Mais elle est serrée par la mâchoire européenne. Elle ne peut prendre que des mesures sociales, étatiques – réduction de la semaine de travail à trente-cinq heures, création d'emplois aidés, recrutement de fonctionnaires –, qui remettent en cause l'efficacité économique libérale.

Elle est tentée de dépasser ces contradictions en portant le combat contre la droite sur le terrain sociétal : mesures en faveur des immigrés, des homosexuels (PACS, bientôt mariage, droit à l'adoption). Mais elle s'avance prudemment sur le terrain de la flexibilité du travail, compte tenu de cette extrême gauche active qui exerce une sorte de chantage idéologique sur elle.

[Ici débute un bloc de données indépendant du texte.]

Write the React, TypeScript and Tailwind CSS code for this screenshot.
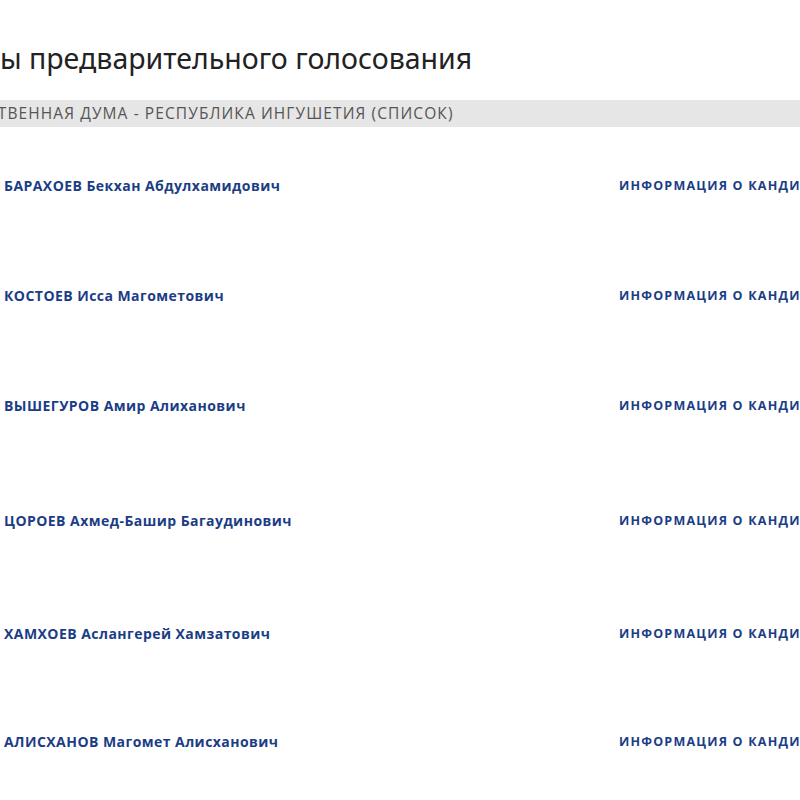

Ces hésitations du Parti socialiste, ce paysage politique qui se radicalise à l'extrême gauche – et, sur l'autre versant, à l'extrême droite : 15 % de voix pour le Front national à l'élection présidentielle de 1995 –, fragilisent la démocratie représentative.

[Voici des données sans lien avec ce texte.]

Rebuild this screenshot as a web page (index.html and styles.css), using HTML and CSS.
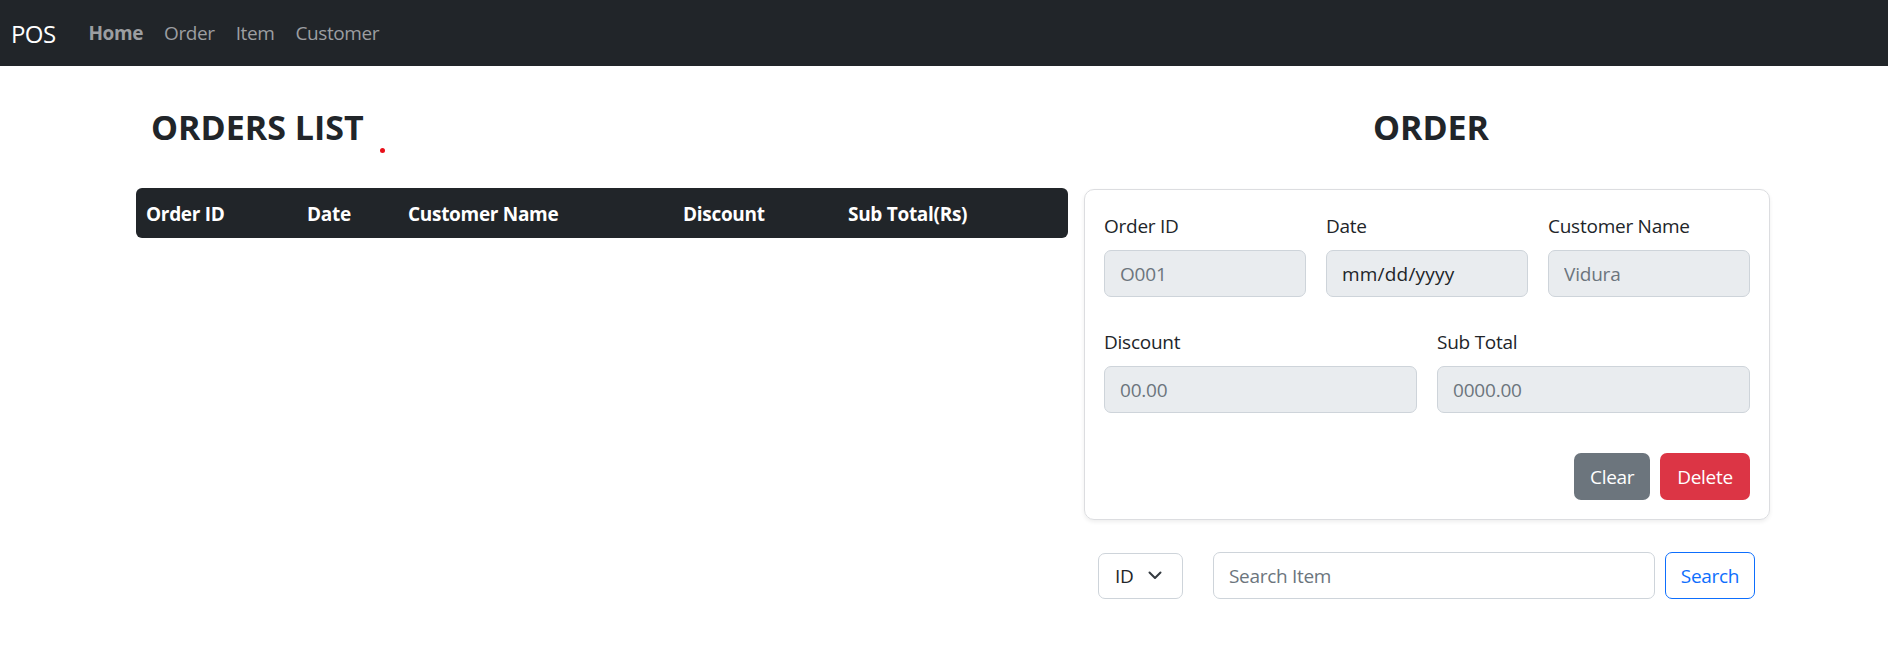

En décembre 1995, les grévistes font reculer Chirac, qui, pour sortir le gouvernement Juppé de l'impasse, provoque la dissolution de l'Assemblée en 1997.

La gauche l'emporte, et une cohabitation de cinq années commence, avec comme seul objectif, pour Chirac, d'user Jospin afin de le battre à l'élection présidentielle de 2002.

Et Jospin, lui, n'a pour but politique que d'être élu président.

Entre leurs mains politiciennes, les institutions de la Ve République sont devenues une machine à empêcher tout projet à long terme !

Surprise révélatrice de la profondeur de la crise nationale et de la crise de la gauche : pour la première fois depuis 1969, le représentant du Parti socialiste, concurrencé par d'autres candidats se réclamant de la gauche, ne sera pas présent au second tour de l'élection présidentielle de 2002. Jospin, écarté par les électeurs, Le Pen est opposé à Chirac, devenu le candidat « républicain », « antifasciste », « antiraciste », etc.